Is It Possible to Beat the Market with a Self-Directed IRA?

Is It Possible to Beat the Market with a Self-Directed IRA?

Investors are always concerned about one thing: what the market is doing. They want to emulate the market, or, in some cases, maybe even beat the market. But the phrase “beat the market” is a loaded one. Even investors who turn to the Self-Directed IRA—which allows them to use retirement assets like precious metals and real estate, which have little to do with the stock market—know that no results are guaranteed in the world of investing. But is it possible to beat the market with a Self-Directed IRA? Here is everything you will need to know:

A Caveat: What It Means to “Beat the Market”

One word of warning: there is no guarantee that any strategy will beat the market. That is particularly true with a Self-Directed IRA. A Self-Directed IRA is not a one-size-fits-all strategy, after all. Instead, it is simply a vehicle that investors can use to select their own strategies.

With that in mind, however, it is important to remember that a Self-Directed IRA’s chief advantage is that it allows investors to choose their own investments from a wider range of potential assets. That includes real estate, precious metals, tax liens, private companies, and private loans. With the right investments in place, there is no reason that a yearly performance in a Self-Directed IRA cannot beat the market.

These days, the words “beat the market” are highly loaded because people usually take them to mean that a certain mutual fund or hedge investment can beat the market consistently. And that is tough to do. Anyone picking stocks can find it hard to identify what is going to happen. After all, it requires something like a crystal ball to predict the future.

There are different ways to measure performance over the market. Did an investment outperform it on one day? On a month? Over multiple years? With real estate, for example, it is entirely possible for people to “beat the market” when they tally the overall profit made on the transaction—however, this isn’t always a one-to-one comparison.

Moving Outside “Market” Thinking

One reason many investors enjoy the Self-Directed IRA setup is that it means they no longer have to be subject to the whims of the market. The market can be up one day, and you feel like a genius. It can be down the next, and you feel like you are lost. Either way, casting a wider net by using different asset classes within the portfolio can be a powerful way to have a sense of peace about where your retirement plan is heading.

For example, consider the case of adding real estate to a Self-Directed IRA. Real estate is its own market with its own ebbs and flows. It can even vary regionally. When real estate is hot in one area, it might be down in another area. Real estate does generally fall under the whim of the overall economy—but what asset class does not? Having a secure, stable income moving into a Self-Directed IRA every month because of a well-timed real estate investment can add a lot of security to a portfolio that is otherwise heavily invested in stocks.

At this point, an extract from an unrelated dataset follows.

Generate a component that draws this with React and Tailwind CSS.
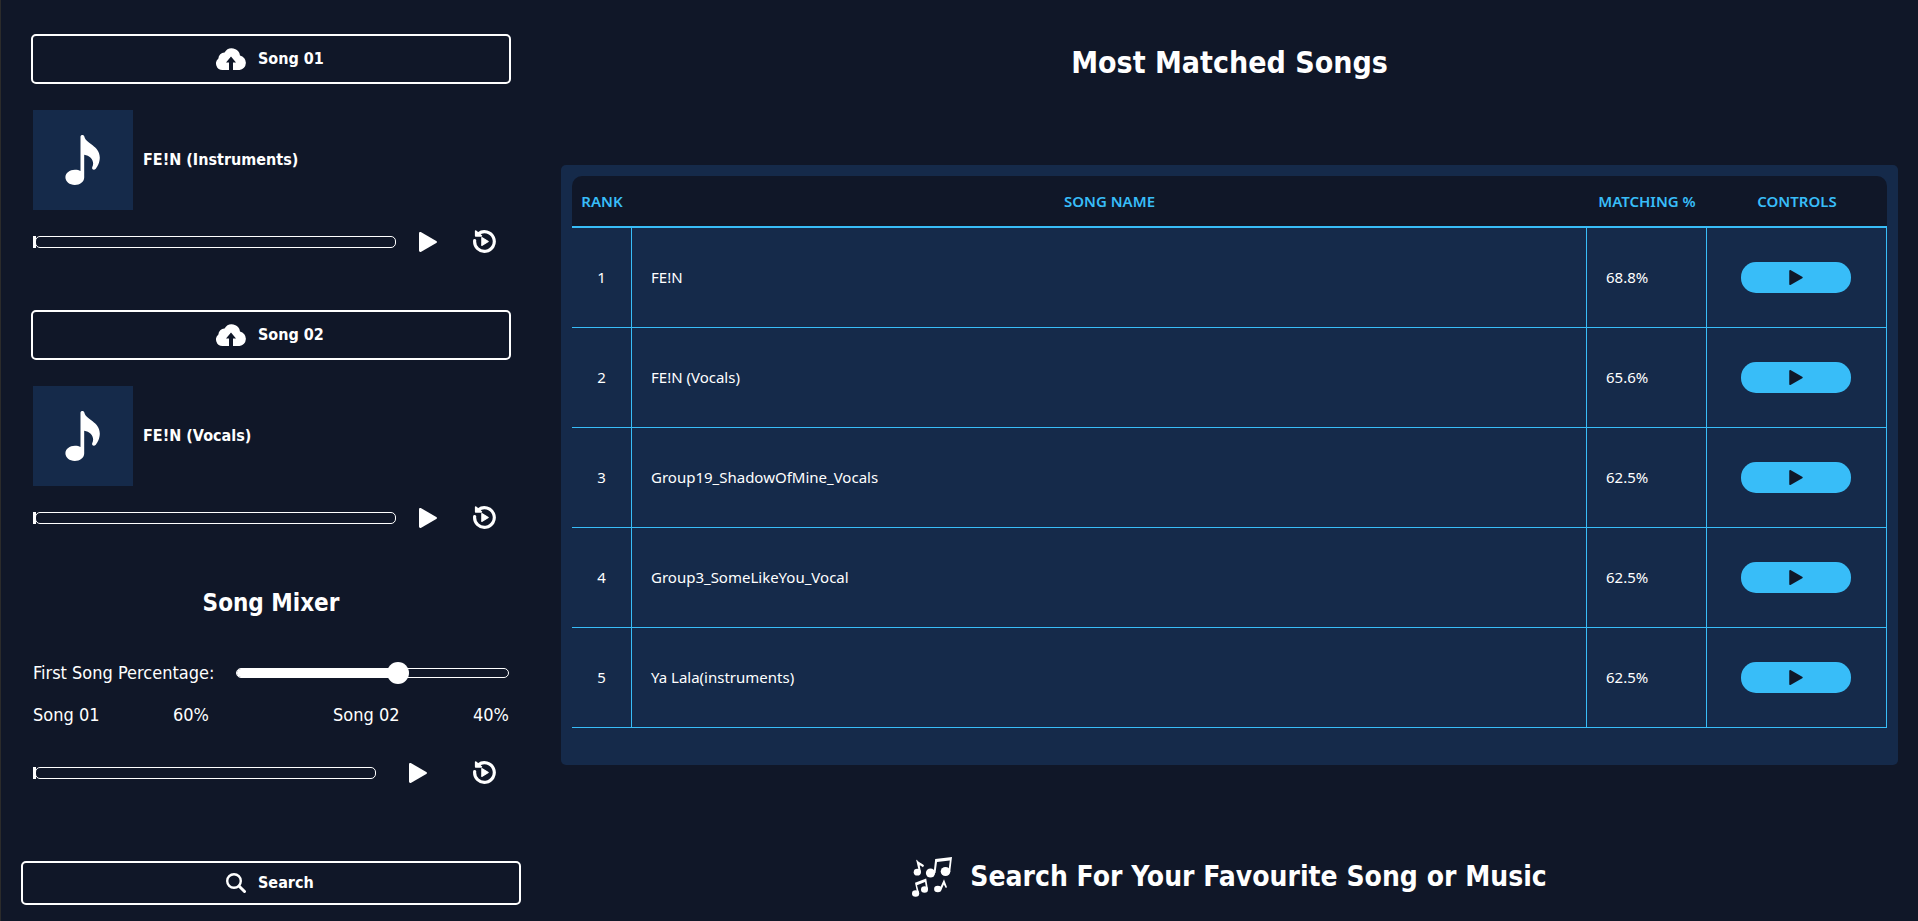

This means that investors can move outside the traditional “market” thinking. Retirement investing, after all, is not about checking the stock tickers. It is about thinking in terms of years and decades, not days and seasons. Using a Self-Directed IRA to expand a portfolio to multiple asset classes is a powerful way for people to ensure that they have everything they need to feel secure about where their retirement is headed.